Now look at what happens if these hold in a finite domain. Start with one object. It must be “smaller than” some object. If it is “smaller than” itself, we’re done: we’ve made (∀ x)~ Sxx false. So, suppose it’s “smaller than” something else. So, we’ve got a picture like this:
| a | —S→ | b |
Now b is “smaller than” some object too. If we have Sba, then since Sab and Sba, we must have Saa, which conflicts with (∀ x)~ Sxx. If we have Sbb, this is bad too, so we must have a new object c, such that Sbc.
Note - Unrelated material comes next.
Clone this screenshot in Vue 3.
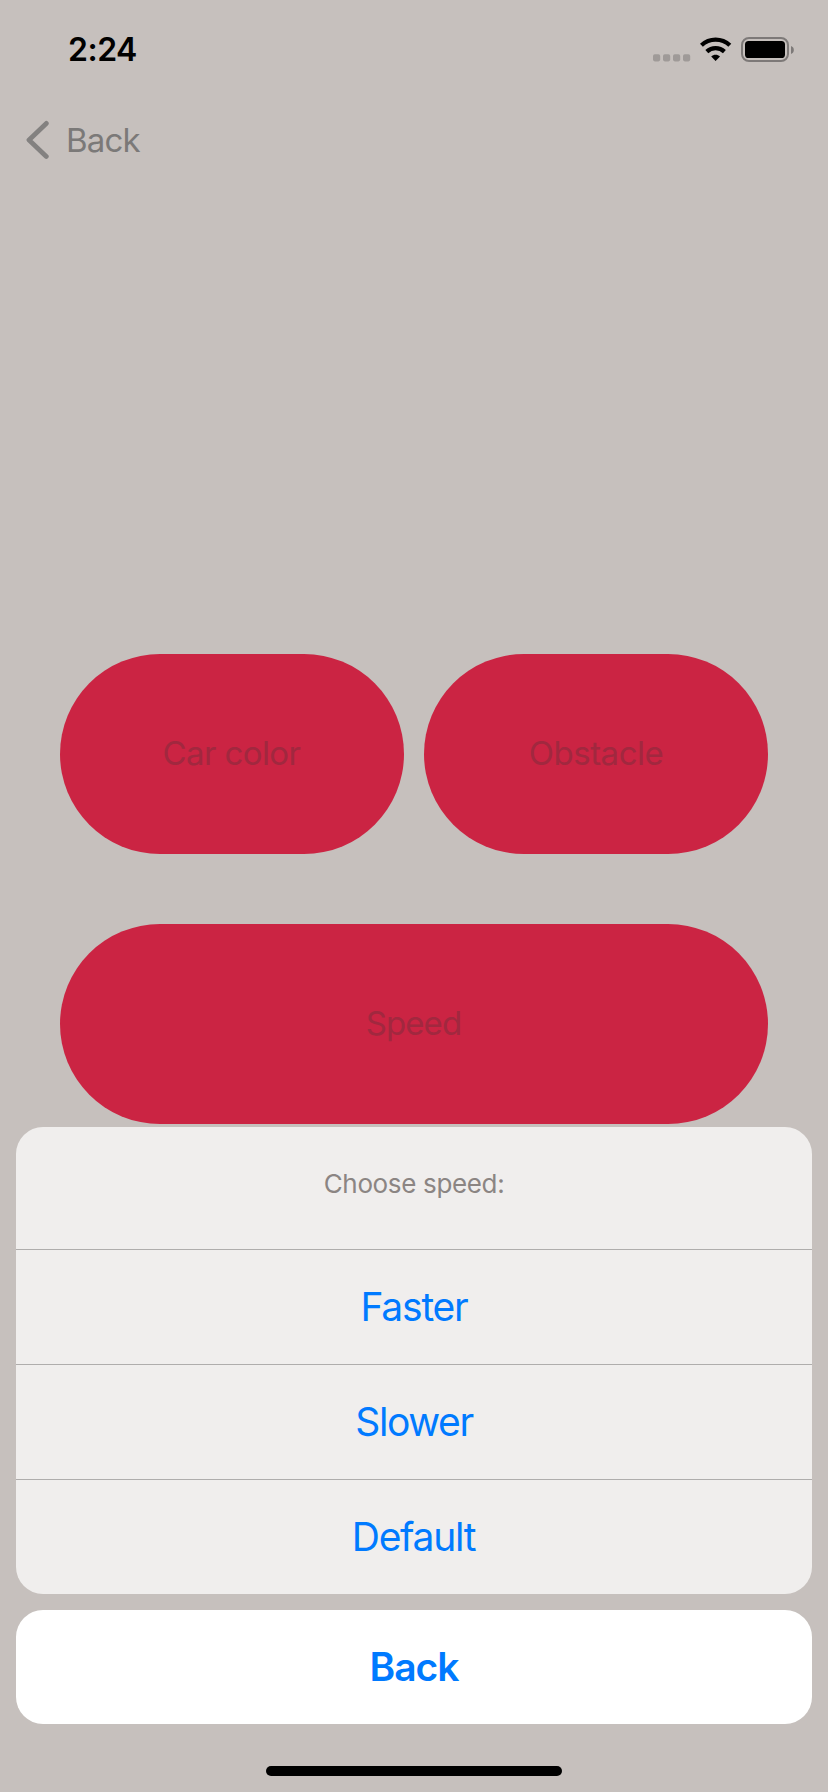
<script setup>
const options = [
  { label: 'Faster', cls: 'faster' },
  { label: 'Slower', cls: 'slower' },
  { label: 'Default', cls: 'default' },
]
</script>

<template>
  <div class="screen">
    <header class="status">
      <span class="time">2:24</span>
      <div class="indicators">
        <svg class="cell" width="38" height="8" viewBox="0 0 38 8">
          <rect x="0" y="0.2" width="7.2" height="7.2" rx="1.8" />
          <rect x="10" y="0.2" width="7.2" height="7.2" rx="1.8" />
          <rect x="20" y="0.2" width="7.2" height="7.2" rx="1.8" />
          <rect x="30" y="0.2" width="7.2" height="7.2" rx="1.8" />
        </svg>
        <svg class="wifi" width="32" height="24" viewBox="0 0 32 24">
          <path d="M1.4 8.3C9.4.8 21.8.8 29.8 8.3" fill="none" stroke="#000" stroke-width="4.3" />
          <path d="M6.8 14.6C11.8 10 19.4 10 24.4 14.6" fill="none" stroke="#000" stroke-width="4.3" />
          <path d="M15.6 23.9L11.2 19.6C13.6 17.2 17.6 17.2 20 19.6Z" />
        </svg>
        <svg class="battery" width="54" height="26" viewBox="0 0 54 26">
          <rect x="1" y="1" width="46" height="23" rx="7" fill="none" stroke="#7d7978" stroke-width="2" />
          <rect x="4" y="4" width="40" height="17" rx="3.6" />
          <path d="M50 9C53.8 10.2 53.8 15.8 50 17Z" fill="#7d7978" />
        </svg>
      </div>
    </header>

    <nav class="nav">
      <svg width="24" height="40" viewBox="0 0 24 40">
        <path d="M20.3 3.4L3 20L20.3 36.4" fill="none" stroke="#838180" stroke-width="4.8" stroke-linecap="round" stroke-linejoin="round" />
      </svg>
      <span>Back</span>
    </nav>

    <main class="buttons">
      <button class="pill"><span class="car">Car color</span></button>
      <button class="pill"><span class="obstacle">Obstacle</span></button>
      <button class="pill wide"><span class="speed">Speed</span></button>
    </main>

    <section class="sheet">
      <p class="title">Choose speed:</p>
      <button v-for="o in options" :key="o.label" class="option">
        <span :class="o.cls">{{ o.label }}</span>
      </button>
    </section>
    <button class="cancel"><span>Back</span></button>
    <div class="home"></div>
  </div>
</template>

<style>
body {
  background: #c6c0bd;
}
</style>

<style scoped>
.screen {
  display: flex;
  flex-direction: column;
  width: 828px;
  height: 1792px;
  overflow: hidden;
  background: #c6c0bd;
  font-family: Inter, "Liberation Sans", sans-serif;
}
button {
  border: 0;
  padding: 0;
  margin: 0;
  font: inherit;
  display: flex;
  align-items: center;
  justify-content: center;
}
.status {
  flex: none;
  display: flex;
  justify-content: space-between;
  height: 96px;
  padding: 0 33px 0 68px;
}
.time {
  margin-top: 30px;
  font-size: 32px;
  line-height: 40px;
  font-weight: 600;
  letter-spacing: -0.5px;
}
.indicators {
  display: flex;
  align-items: flex-start;
}
.cell {
  margin-top: 54px;
  fill: #9f9a98;
}
.wifi {
  margin: 37px 0 0 9px;
}
.battery {
  margin: 37px 0 0 9px;
}
.nav {
  flex: none;
  display: flex;
  align-items: center;
  height: 88px;
  padding-left: 26px;
  color: #7b7978;
}
.nav span {
  margin-left: 16px;
  font-size: 33px;
  line-height: 40px;
  letter-spacing: -0.8px;
}
.buttons {
  flex: none;
  display: grid;
  grid-template-columns: 344px 344px;
  grid-auto-rows: 200px;
  column-gap: 20px;
  row-gap: 70px;
  margin: 470px 60px 0;
}
.pill {
  padding-bottom: 2px;
  border-radius: 100px;
  background: #cb2443;
  color: #a1283f;
  font-size: 33px;
  line-height: 40px;
}
.car {
  margin-right: 1px;
  letter-spacing: -0.6px;
}
.obstacle {
  letter-spacing: -0.5px;
}
.speed {
  margin-right: 1px;
  letter-spacing: -0.9px;
}
.wide {
  grid-column: 1 / 3;
}
.sheet {
  flex: none;
  height: 467px;
  margin: 3px 16px 0;
  border-radius: 27px;
  background: #f0eeed;
  overflow: hidden;
}
.title {
  margin: 0;
  height: 122px;
  padding-top: 41px;
  box-sizing: border-box;
  text-align: center;
  font-size: 26px;
  line-height: 32px;
  letter-spacing: -0.35px;
  color: #8b8583;
}
.option {
  width: 100%;
  height: 115px;
  box-sizing: border-box;
  border-top: 1px solid #afadac;
  background: transparent;
  color: #007aff;
  font-size: 39px;
  line-height: 48px;
}
.faster {
  letter-spacing: -1.2px;
}
.slower {
  letter-spacing: -1.4px;
}
.default {
  margin-right: 1px;
  letter-spacing: -1.3px;
}
.cancel {
  flex: none;
  height: 114px;
  margin: 16px 16px 0;
  border-radius: 27px;
  background: #fff;
  color: #007aff;
  font-size: 39px;
  line-height: 48px;
  font-weight: 600;
  letter-spacing: -1px;
}
.home {
  flex: none;
  width: 296px;
  height: 10px;
  margin: 42px auto 0;
  border-radius: 5px;
  background: #000;
}
</style>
So, we’ve got a picture like this:
| a | —S→ | b | —S→ | c |
Now we have Sac too (since Sab and Sbc) so the picture is actually like this:
| a | —S→ | b | —S→ | c |
| | | | | |||
| — | -S- | → |
Now, there must be some object y where Scy: what could it be? If it were a, then we’d have Sac and Sca, and so, Saa, which is bad. If it were b, we’d have Sbc and Scb, which gives Sbb, which is bad. If it were c, we’d have Scc, which is bad too. So, we need a new object d where Scd.
This goes on forever. Every object requires a new object to be related to by S, because (∀ x)~ Sxx requires that we can’t have S “looping back” to anywhere it’s already been. So, our formula can only be true in an infinite domain. No finite list of objects will be enough.
So, we can answer our original question:
The formula
~[ (∀ x)~ Sxx & (∀ x)(∀ y)(∀ z)((Sxy & Syz) ⊃ Sxz) & (∀ x)(∃ y)Sxy ]
is true in every finite model, and it is false in some infinite models.